Blanker Hass gegen die Flüchtlinge von Freital

Freital · Seit mehreren Tagen eskalieren in Freital bei Dresden die Proteste gegen eine Flüchtlingsunterkunft. Beobachter sprechen von einer pogromartigen Stimmung. Aber es gibt auch Unterstützung für die Heimbewohner.
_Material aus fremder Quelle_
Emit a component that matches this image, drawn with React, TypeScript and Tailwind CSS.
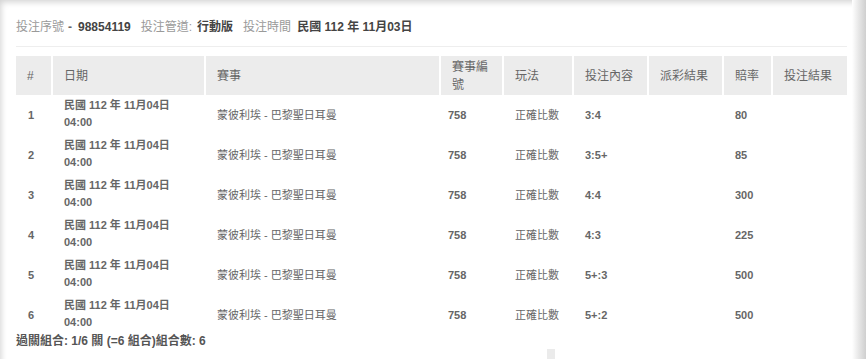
import React from "react";

const rows = [
  { n: 1, bet: "3:4", odds: "80" },
  { n: 2, bet: "3:5+", odds: "85" },
  { n: 3, bet: "4:4", odds: "300" },
  { n: 4, bet: "4:3", odds: "225" },
  { n: 5, bet: "5+:3", odds: "500" },
  { n: 6, bet: "5+:2", odds: "500" },
];

const headers = ["#", "日期", "賽事", "賽事編號", "玩法", "投注內容", "派彩結果", "賠率", "投注結果"];
const widths = [36, 153, 235, 63, 70, 75, 75, 49, 75];

export default function App() {
  return (
    <div
      className="w-[866px] h-[359px] overflow-hidden bg-white flex"
      style={{ fontFamily: '"Liberation Sans", Arial, "Noto Sans CJK TC", sans-serif' }}
    >
      <div className="relative w-[852px] h-full bg-white shadow-[inset_5px_6px_6px_-4px_rgba(0,0,0,0.18)] pl-[16px] pr-[5px]">
        <div className="pt-[19px] h-[46px] text-[12px] leading-[16px] flex items-start whitespace-nowrap">
          <span className="text-[#9a9a9a]">投注序號</span>
          <span className="text-[#666] font-bold ml-[4px]">-</span>
          <span className="text-[#444] font-bold ml-[6px]">98854119</span>
          <span className="text-[#9a9a9a] ml-[10px]">投注管道:</span>
          <span className="text-[#444] font-bold ml-[5px]">行動版</span>
          <span className="text-[#9a9a9a] ml-[10px]">投注時間</span>
          <span className="text-[#444] font-bold ml-[6px]">民國 112 年 11月03日</span>
        </div>
        <div className="w-[831px] border-t border-[#eeeeee] pt-[9px]">
          <table className="table-fixed border-collapse w-[831px]">
            <colgroup>
              {widths.map((w, i) => (
                <col key={i} style={{ width: w }} />
              ))}
            </colgroup>
            <thead>
              <tr className="bg-[#ececec] h-[39px]">
                {headers.map((h, i) => (
                  <th
                    key={h}
                    className={`text-left font-normal text-[12px] leading-[18px] text-[#666] pl-[11px] pr-[6px] align-middle ${
                      i > 0 ? "border-l-2 border-white" : ""
                    }`}
                  >
                    {h}
                  </th>
                ))}
              </tr>
            </thead>
            <tbody className="text-[11px] text-[#666]">
              {rows.map((r) => (
                <tr key={r.n} className="h-[40px]">
                  <td className="pl-[12px] font-bold align-middle">{r.n}</td>
                  <td className="pl-[12px] font-bold leading-[17px] align-middle pb-[3px]">
                    民國 112 年 11月04日
                    <br />
                    04:00
                  </td>
                  <td className="pl-[12px] align-middle">蒙彼利埃 - 巴黎聖日耳曼</td>
                  <td className="pl-[8px] font-bold align-middle">758</td>
                  <td className="pl-[12px] align-middle">正確比數</td>
                  <td className="pl-[12px] font-bold align-middle">{r.bet}</td>
                  <td className="pl-[12px] align-middle"></td>
                  <td className="pl-[12px] font-bold align-middle">{r.odds}</td>
                  <td className="pl-[12px] align-middle"></td>
                </tr>
              ))}
            </tbody>
          </table>
        </div>
        <div className="mt-[-1px] text-[12px] leading-[14px] text-[#555] font-bold">
          過關組合: 1/6 關 (=6 組合)組合數: 6
        </div>
        <div className="ml-[531px] mt-[1px] w-[8px] h-[12px] bg-[#ebebeb]"></div>
      </div>
      <div className="w-[14px] h-full bg-gradient-to-r from-white via-[#e6e6e6] to-[#cfcfcf]"></div>
    </div>
  );
}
Um etwa 19.30 Uhr trifft am Mittwochabend der erwartete letzte Bus mit 40 weiteren Asylbewerbern vor dem ehemaligen Leonardo-Hotel im sächsischen Freital ein. Der Fahrer hat eine Ausweichroute gewählt, denn die Straße zu dem seit März als Asylbewerberunterkunft genutzten Gebäude ist durch Polizeifahrzeuge abgeriegelt. Vor den Absperrungen protestieren etwa 100 Gegner der Flüchtlingsunterkunft. Später wird ihre Zahl um weitere 60 Personen anwachsen. Sie schwenken eine deutsch-russische Fahne, wie sie auch bei den Dresdner Pegida-Demonstrationen zu sehen ist, und rufen Sprechchöre wie "Wir wollen keine - Asylantenschweine". Hinter der Absperrung begleiten etwa 80 Unterstützer die verstört wirkenden Ankömmlinge, zumeist Frauen mit Kindern auf dem Arm, zum Eingang und helfen, die wenigen Gepäckstücke zu tragen.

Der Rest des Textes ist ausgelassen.